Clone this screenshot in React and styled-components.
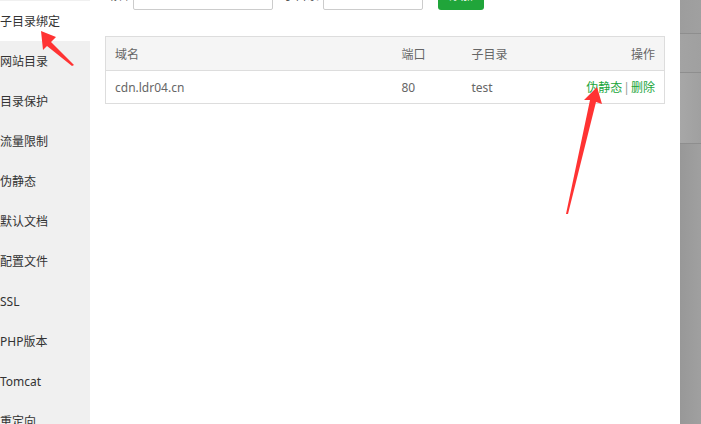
import React from 'react';
import styled, { createGlobalStyle } from 'styled-components';

const GlobalStyle = createGlobalStyle`
  html, body {
    margin: 0;
    padding: 0;
    background: #fff;
  }
  body {
    font-family: "Noto Sans", "Noto Sans CJK SC", sans-serif;
    font-size: 12px;
    color: #666;
  }
`;

const MENU = [
  '子目录绑定',
  '网站目录',
  '目录保护',
  '流量限制',
  '伪静态',
  '默认文档',
  '配置文件',
  'SSL',
  'PHP版本',
  'Tomcat',
  '重定向',
];

const ROWS = [{ domain: 'cdn.ldr04.cn', port: '80', path: 'test' }];

const App = () => (
  <>
    <GlobalStyle />
    <Page>
      <Sidebar>
        {MENU.map((item, i) => (
          <MenuItem key={item} active={i === 0}>
            {item}
          </MenuItem>
        ))}
      </Sidebar>
      <Main>
        <FormRow>
          <Label>域名</Label>
          <Input width={140} defaultValue="" />
          <Label>子目录</Label>
          <Input width={100} defaultValue="/test" />
          <AddButton>添加</AddButton>
        </FormRow>
        <Table>
          <colgroup>
            <col style={{ width: 287 }} />
            <col style={{ width: 70 }} />
            <col style={{ width: 100 }} />
            <col />
          </colgroup>
          <thead>
            <tr>
              <Th>域名</Th>
              <Th>端口</Th>
              <Th>子目录</Th>
              <Th align="right">操作</Th>
            </tr>
          </thead>
          <tbody>
            {ROWS.map((row) => (
              <tr key={row.domain}>
                <Td>{row.domain}</Td>
                <Td>{row.port}</Td>
                <Td>{row.path}</Td>
                <Td align="right">
                  <Link>伪静态</Link>
                  <Sep>|</Sep>
                  <Link>删除</Link>
                </Td>
              </tr>
            ))}
          </tbody>
        </Table>
      </Main>
      <Backdrop>
        <Shade tone="#9d9d9d" h={33} />
        <Shade tone="#a3a3a3" h={38} />
        <Shade tone="#a7a7a7" h={70} />
        <Shade tone="#989898" grow />
      </Backdrop>
      <Arrows width="701" height="424" viewBox="0 0 701 424">
        <polygon fill="#ff3333" points="41,31 56,37 51,42 74,65 72,66 47,46 43,50" />
        <polygon fill="#ff3333" points="597,87 602,104 596,102 568,214 566,214 590,100 584,100" />
      </Arrows>
    </Page>
  </>
);

const Page = styled.div`
  position: relative;
  display: flex;
  width: 701px;
  height: 424px;
  overflow: hidden;
`;

const Sidebar = styled.div`
  width: 90px;
  flex-shrink: 0;
  background: #f0f0f0;
  padding-top: 1px;
`;

const MenuItem = styled.div`
  height: 40px;
  line-height: 42px;
  font-size: 12px;
  color: #333;
  white-space: nowrap;
  background: ${(p) => (p.active ? '#fff' : 'transparent')};
`;

const Main = styled.div`
  flex: 1;
  background: #fff;
  padding-left: 15px;
`;

const FormRow = styled.div`
  display: flex;
  align-items: center;
  height: 30px;
  margin-top: -20px;
`;

const Label = styled.span`
  color: #555;
  margin-right: 4px;
  &:not(:first-child) {
    margin-left: 10px;
  }
`;

const Input = styled.input`
  box-sizing: border-box;
  width: ${(p) => p.width}px;
  height: 30px;
  border: 1px solid #ccc;
  border-radius: 2px;
  padding: 0 8px;
  font: inherit;
  color: #555;
`;

const AddButton = styled.button`
  margin-left: 15px;
  width: 46px;
  height: 30px;
  border: none;
  border-radius: 3px;
  background: #20a53a;
  color: #fff;
  font: inherit;
`;

const Table = styled.table`
  margin-top: 26px;
  width: 560px;
  border-collapse: collapse;
  table-layout: fixed;
  border: 1px solid #ddd;
`;

const Th = styled.th`
  height: 33px;
  padding: 0 9px;
  background: #f5f5f5;
  font-weight: normal;
  color: #666;
  text-align: ${(p) => p.align || 'left'};
  border-bottom: 1px solid #ddd;
`;

const Td = styled.td`
  height: 32px;
  padding: 0 9px;
  color: #666;
  text-align: ${(p) => p.align || 'left'};
`;

const Link = styled.a`
  color: #20a53a;
`;

const Sep = styled.span`
  color: #999;
  margin: 0 1px;
`;

const Backdrop = styled.div`
  width: 21px;
  flex-shrink: 0;
  display: flex;
  flex-direction: column;
`;

const Shade = styled.div`
  height: ${(p) => (p.h ? `${p.h}px` : 'auto')};
  flex: ${(p) => (p.grow ? 1 : 'none')};
  background: linear-gradient(to right, ${(p) => p.tone}, #a0a0a0);
  border-bottom: ${(p) => (p.grow ? 'none' : '1px solid #8e8e8e')};
`;

const Arrows = styled.svg`
  position: absolute;
  left: 0;
  top: 0;
  pointer-events: none;
`;

export default App;
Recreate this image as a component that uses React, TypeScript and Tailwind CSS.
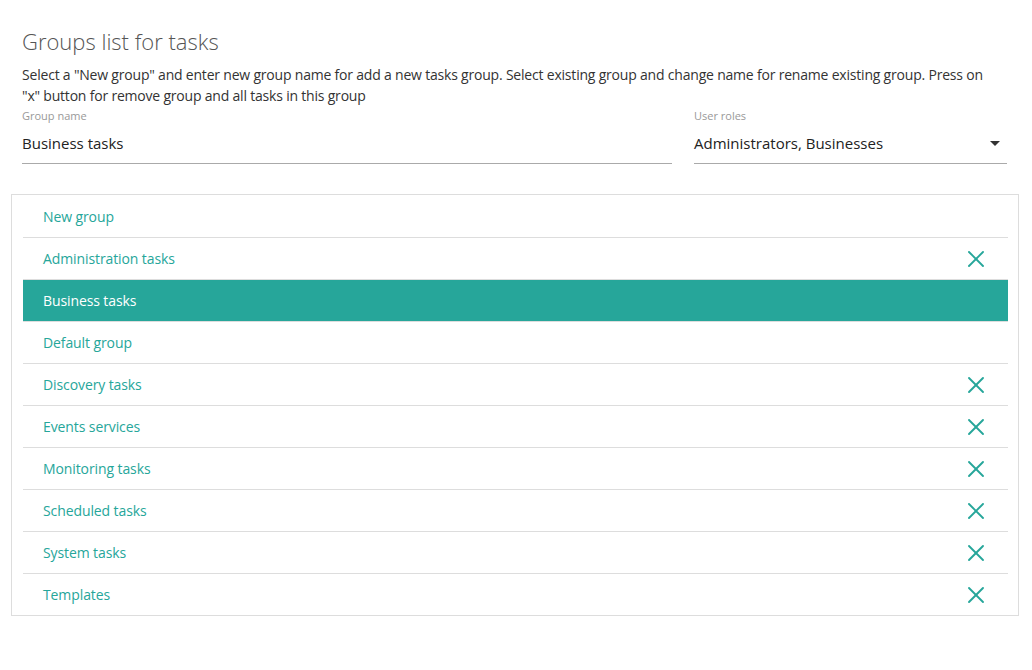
import { X } from 'lucide-react'

const groups = [
  { name: 'New group', removable: false },
  { name: 'Administration tasks', removable: true },
  { name: 'Business tasks', removable: false },
  { name: 'Default group', removable: false },
  { name: 'Discovery tasks', removable: true },
  { name: 'Events services', removable: true },
  { name: 'Monitoring tasks', removable: true },
  { name: 'Scheduled tasks', removable: true },
  { name: 'System tasks', removable: true },
  { name: 'Templates', removable: true },
]

export default function App() {
  const selected = 'Business tasks'

  return (
    <div className="w-[1032px] h-[670px] bg-white font-['Open_Sans',sans-serif] text-[#333]">
      <div className="pl-[22px] pr-[25px] pt-[26px]">
        <h1 className="text-[22px] font-light leading-[30px] text-[#555]">Groups list for tasks</h1>
        <p className="mt-[8px] pr-[10px] text-[14px] leading-[21px] tracking-[-0.2px] text-[#333]">
          Select a "New group" and enter new group name for add a new tasks group. Select existing group and change name for rename existing group. Press on "x" button for remove group and all tasks in this group
        </p>
        <div className="flex gap-[22px] mt-[2px]">
          <div className="w-[650px]">
            <label className="block text-[11px] leading-[16px] text-[#999]">Group name</label>
            <div className="h-[40px] flex items-center border-b border-[#aaa] text-[15px] text-[#222]">Business tasks</div>
          </div>
          <div className="flex-1">
            <label className="block text-[11px] leading-[16px] text-[#999]">User roles</label>
            <div className="h-[40px] flex items-center justify-between border-b border-[#aaa] text-[15px] text-[#222]">
              <span>Administrators, Businesses</span>
              <span className="mr-[7px] w-0 h-0 border-l-[5px] border-r-[5px] border-t-[5px] border-l-transparent border-r-transparent border-t-[#333]" />
            </div>
          </div>
        </div>
      </div>
      <div className="mx-[11px] mt-[30px] w-[1008px] border border-[#ddd] pl-[11px] pr-[10px]">
        {groups.map((g, i) => {
          const active = g.name === selected
          return (
            <div
              key={g.name}
              className={`h-[42px] flex items-center justify-between pl-[20px] pr-[18px] text-[14px] tracking-[-0.1px] ${i > 0 ? 'border-t border-[#ddd]' : ''} ${active ? 'bg-[#26a69a] text-white' : 'text-[#26a69a]'}`}
            >
              <span>{g.name}</span>
              {g.removable && <X size={28} strokeWidth={1.6} className="text-[#26a69a]" />}
            </div>
          )
        })}
      </div>
    </div>
  )
}
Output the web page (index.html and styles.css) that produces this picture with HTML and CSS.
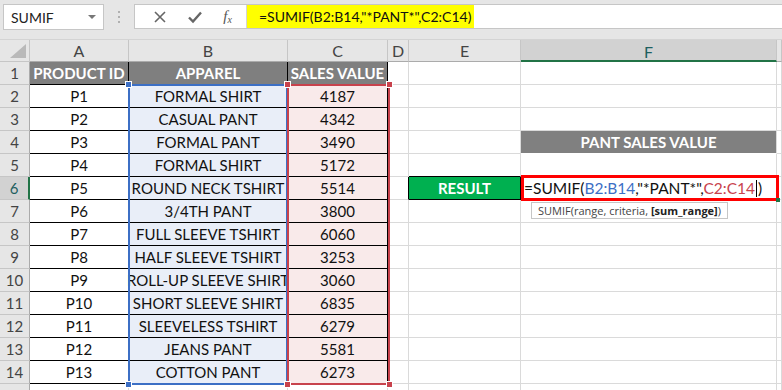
FILE: index.html
```html
<!DOCTYPE html>
<html>
<head>
<meta charset="utf-8">
<link rel="stylesheet" href="styles.css">
</head>
<body>
<div class="toolbar">
  <div class="namebox"><span>SUMIF</span><span class="dd"></span></div>
  <div class="sep"><span class="dots"></span></div>
  <div class="fbar">
    <div class="fbtns">
      <svg class="ic" width="14" height="14" viewBox="0 0 14 14"><path d="M2 2L12 12M12 2L2 12" stroke="#666" stroke-width="1.6" fill="none"/></svg>
      <svg class="ic" width="16" height="14" viewBox="0 0 16 14"><path d="M2 7.5L6 11.5L14 2.5" stroke="#666" stroke-width="2.4" fill="none"/></svg>
      <span class="fx">f<sub>x</sub></span>
    </div>
    <div class="finput"><span class="hl">=SUMIF(B2:B14,"*PANT*",C2:C14)</span></div>
  </div>
</div>
<div class="sheet">
  <div class="grid">
    <div class="corner"><svg width="16" height="14" viewBox="0 0 16 14"><path d="M16 0L16 14L0 14Z" fill="#b9b9b9"/></svg></div>
    <div class="ch">A</div><div class="ch">B</div><div class="ch">C</div><div class="ch">D</div><div class="ch">E</div><div class="ch sel">F</div><div class="ch"></div>

    <div class="rh">1</div><div class="c hd">PRODUCT ID</div><div class="c hd">APPAREL</div><div class="c hd">SALES VALUE</div><div class="c"></div><div class="c"></div><div class="c"></div><div class="c"></div>
    <div class="rh">2</div><div class="c d">P1</div><div class="c d b">FORMAL SHIRT</div><div class="c d r">4187</div><div class="c"></div><div class="c"></div><div class="c"></div><div class="c"></div>
    <div class="rh">3</div><div class="c d">P2</div><div class="c d b">CASUAL PANT</div><div class="c d r">4342</div><div class="c"></div><div class="c"></div><div class="c"></div><div class="c"></div>
    <div class="rh">4</div><div class="c d">P3</div><div class="c d b">FORMAL PANT</div><div class="c d r">3490</div><div class="c"></div><div class="c"></div><div class="c pant">PANT SALES VALUE</div><div class="c"></div>
    <div class="rh">5</div><div class="c d">P4</div><div class="c d b">FORMAL SHIRT</div><div class="c d r">5172</div><div class="c"></div><div class="c eb"></div><div class="c"></div><div class="c"></div>
    <div class="rh selr">6</div><div class="c d">P5</div><div class="c d b">ROUND NECK TSHIRT</div><div class="c d r">5514</div><div class="c er"></div><div class="c result">RESULT</div><div class="c"></div><div class="c"></div>
    <div class="rh">7</div><div class="c d">P6</div><div class="c d b">3/4TH PANT</div><div class="c d r">3800</div><div class="c"></div><div class="c"></div><div class="c"></div><div class="c"></div>
    <div class="rh">8</div><div class="c d">P7</div><div class="c d b">FULL SLEEVE TSHIRT</div><div class="c d r">6060</div><div class="c"></div><div class="c"></div><div class="c"></div><div class="c"></div>
    <div class="rh">9</div><div class="c d">P8</div><div class="c d b">HALF SLEEVE TSHIRT</div><div class="c d r">3253</div><div class="c"></div><div class="c"></div><div class="c"></div><div class="c"></div>
    <div class="rh">10</div><div class="c d">P9</div><div class="c d b">ROLL-UP SLEEVE SHIRT</div><div class="c d r">3060</div><div class="c"></div><div class="c"></div><div class="c"></div><div class="c"></div>
    <div class="rh">11</div><div class="c d">P10</div><div class="c d b">SHORT SLEEVE SHIRT</div><div class="c d r">6835</div><div class="c"></div><div class="c"></div><div class="c"></div><div class="c"></div>
    <div class="rh">12</div><div class="c d">P11</div><div class="c d b">SLEEVELESS TSHIRT</div><div class="c d r">6279</div><div class="c"></div><div class="c"></div><div class="c"></div><div class="c"></div>
    <div class="rh">13</div><div class="c d">P12</div><div class="c d b">JEANS PANT</div><div class="c d r">5581</div><div class="c"></div><div class="c"></div><div class="c"></div><div class="c"></div>
    <div class="rh">14</div><div class="c d">P13</div><div class="c d b">COTTON PANT</div><div class="c d r">6273</div><div class="c"></div><div class="c"></div><div class="c"></div><div class="c"></div>
    <div class="rh"></div><div class="c"></div><div class="c"></div><div class="c"></div><div class="c"></div><div class="c"></div><div class="c"></div><div class="c"></div>
  </div>
  <div class="grid layer">
    <div class="rng rngB"><i class="h tl"></i><i class="h bl"></i></div>
    <div class="rng rngC"><i class="h tl"></i><i class="h tr"></i><i class="h bl"></i><i class="h br"></i></div>
    <div class="edit">
      <span>=SUMIF(<span class="fb">B2:B14</span>,"*PANT*",<span class="fr">C2:C14</span><span class="caret"></span>)</span>
      <i class="fill"></i>
      <div class="tip">SUMIF(range, criteria, <b>[sum_range]</b>)</div>
    </div>
  </div>
</div>
</body>
</html>
```
FILE: styles.css
```css
body {
  margin: 0;
  width: 782px;
  height: 390px;
  overflow: hidden;
  background: #fff;
  font-family: Lato, "Open Sans", sans-serif;
}
.toolbar {
  height: 40px;
  box-sizing: border-box;
  background: #e6e6e6;
  display: flex;
  align-items: flex-start;
  padding: 4px 0 0 3px;
  border-bottom: 1px solid #d4d4d4;
}
.namebox {
  width: 101px;
  height: 26px;
  box-sizing: border-box;
  background: #fff;
  border: 1px solid #c6c6c6;
  display: flex;
  align-items: center;
  justify-content: space-between;
  padding: 0 7px 0 7px;
  font-size: 14px;
  color: #222;
}
.dd {
  width: 0;
  height: 0;
  border-left: 4px solid transparent;
  border-right: 4px solid transparent;
  border-top: 4px solid #777;
}
.sep {
  width: 30px;
  height: 26px;
  display: flex;
  align-items: center;
  justify-content: center;
}
.dots {
  width: 2px;
  height: 12px;
  background: repeating-linear-gradient(#b0b0b0 0 2px, transparent 2px 5px);
}
.fbar {
  flex: 1;
  height: 25px;
  box-sizing: border-box;
  display: flex;
  background: #fff;
  border: 1px solid #c6c6c6;
  border-right: none;
}
.fbtns {
  width: 112px;
  display: flex;
  align-items: center;
  justify-content: space-around;
  padding: 0 4px 0 8px;
  box-sizing: border-box;
  border-right: 1px solid #d4d4d4;
}
.fx {
  font-family: "Liberation Serif", serif;
  font-style: italic;
  font-size: 15px;
  color: #555;
}
.fx sub { font-size: 10px; vertical-align: -2px; }
.finput {
  flex: 1;
  display: flex;
}
.hl {
  background: #ffff00;
  height: 100%;
  display: flex;
  align-items: center;
  padding: 0 3px 0 12px;
  font-size: 14px;
  color: #111;
  white-space: nowrap;
}
.sheet {
  position: relative;
}
.grid {
  display: grid;
  grid-template-columns: 30px 99px 159px 100px 21px 112px 256px 1fr;
  grid-template-rows: 22px repeat(15, 23px);
}
.layer {
  position: absolute;
  inset: 0;
  pointer-events: none;
}
.grid > div {
  box-sizing: border-box;
  min-width: 0;
}
.corner {
  background: #e6e6e6;
  border-right: 1px solid #c6c6c6;
  border-bottom: 1px solid #c6c6c6;
  display: flex;
  align-items: flex-end;
  justify-content: flex-end;
  padding: 0 3px 3px 0;
}
.ch {
  background: #e6e6e6;
  border-right: 1px solid #c6c6c6;
  border-bottom: 1px solid #ababab;
  font-size: 16px;
  color: #444;
  display: flex;
  align-items: center;
  justify-content: center;
}
.ch.sel {
  background: #d2d2d2;
  border-bottom: 2px solid #217346;
  color: #1e5f5f;
  padding-top: 2px;
}
.rh {
  background: #e6e6e6;
  border-right: 1px solid #ababab;
  border-bottom: 1px solid #c6c6c6;
  font-size: 15px;
  color: #444;
  display: flex;
  align-items: center;
  justify-content: center;
}
.rh.selr {
  background: #d2d2d2;
  border-right: 2px solid #217346;
  color: #1e5f5f;
}
.c {
  border-right: 1px solid #dadada;
  border-bottom: 1px solid #dadada;
  display: flex;
  align-items: center;
  justify-content: center;
  font-size: 15px;
  color: #111;
  white-space: nowrap;
}
.c.d {
  border-right-color: #000;
  border-bottom-color: #000;
}
.c.hd {
  background: #7f7f7f;
  color: #fff;
  font-weight: bold;
  border-right-color: #000;
  border-bottom-color: #000;
}
.c.b { background: #e9eef8; }
.c.r { background: #f9eaea; }
.c.eb { border-bottom-color: #000; }
.c.er { border-right-color: #000; }
.c.pant {
  background: #808080;
  color: #fff;
  font-weight: bold;
  font-size: 15px;
  border-bottom-color: #fff;
}
.c.result {
  background: #00b050;
  color: #fff;
  font-weight: bold;
  border-right-color: #000;
  border-bottom-color: #000;
}
.rng {
  position: relative;
}
.rngB {
  grid-column: 3;
  grid-row: 3 / 16;
  margin: -1px 0 -1px -1px;
  border: 2px solid #3c6fc5;
}
.rngC {
  grid-column: 4;
  grid-row: 3 / 16;
  margin: -1px -2px -1px -1px;
  border: 2px solid #c8424c;
}
.h {
  position: absolute;
  width: 5px;
  height: 5px;
  border: 1px solid #fff;
}
.rngB .h { background: #3c6fc5; }
.rngC .h { background: #c8424c; }
.h.tl { left: -5px; top: -5px; }
.h.tr { right: -5px; top: -5px; }
.h.bl { left: -5px; bottom: -5px; }
.h.br { right: -5px; bottom: -5px; }
.edit {
  grid-column: 7;
  grid-row: 7;
  margin: -2px -2px -1px 0;
  border: 3px solid #ff0000;
  background: #fff;
  position: relative;
  display: flex;
  align-items: center;
  font-size: 15.5px;
  color: #111;
  white-space: nowrap;
}
.fb { color: #3c6fc5; }
.fr { color: #c8424c; }
.caret {
  display: inline-block;
  width: 1px;
  height: 17px;
  background: #000;
  vertical-align: -3px;
  margin: 0 1px;
}
.fill {
  position: absolute;
  right: -4px;
  bottom: -4px;
  width: 4px;
  height: 4px;
  background: #217346;
}
.tip {
  position: absolute;
  left: 7px;
  top: 24px;
  height: 17px;
  box-sizing: border-box;
  padding: 0 6px;
  background: #fff;
  border: 1px solid #c6c6c6;
  font-family: "Open Sans", sans-serif;
  font-size: 11px;
  color: #444;
  line-height: 15px;
}
.tip b { color: #222; }
```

⁂

## WHAT THE TASK ASKS
Give again, word for word, every line from the top of the data through the line with "port: '80', path: 'test'", both ends included, and exclude the pictures.

## CORRECT RESPONSE
Clone this screenshot in React and styled-components.
import React from 'react';
import styled, { createGlobalStyle } from 'styled-components';

const GlobalStyle = createGlobalStyle`
  html, body {
    margin: 0;
    padding: 0;
    background: #fff;
  }
  body {
    font-family: "Noto Sans", "Noto Sans CJK SC", sans-serif;
    font-size: 12px;
    color: #666;
  }
`;

const MENU = [
  '子目录绑定',
  '网站目录',
  '目录保护',
  '流量限制',
  '伪静态',
  '默认文档',
  '配置文件',
  'SSL',
  'PHP版本',
  'Tomcat',
  '重定向',
];

const ROWS = [{ domain: 'cdn.ldr04.cn', port: '80', path: 'test' }];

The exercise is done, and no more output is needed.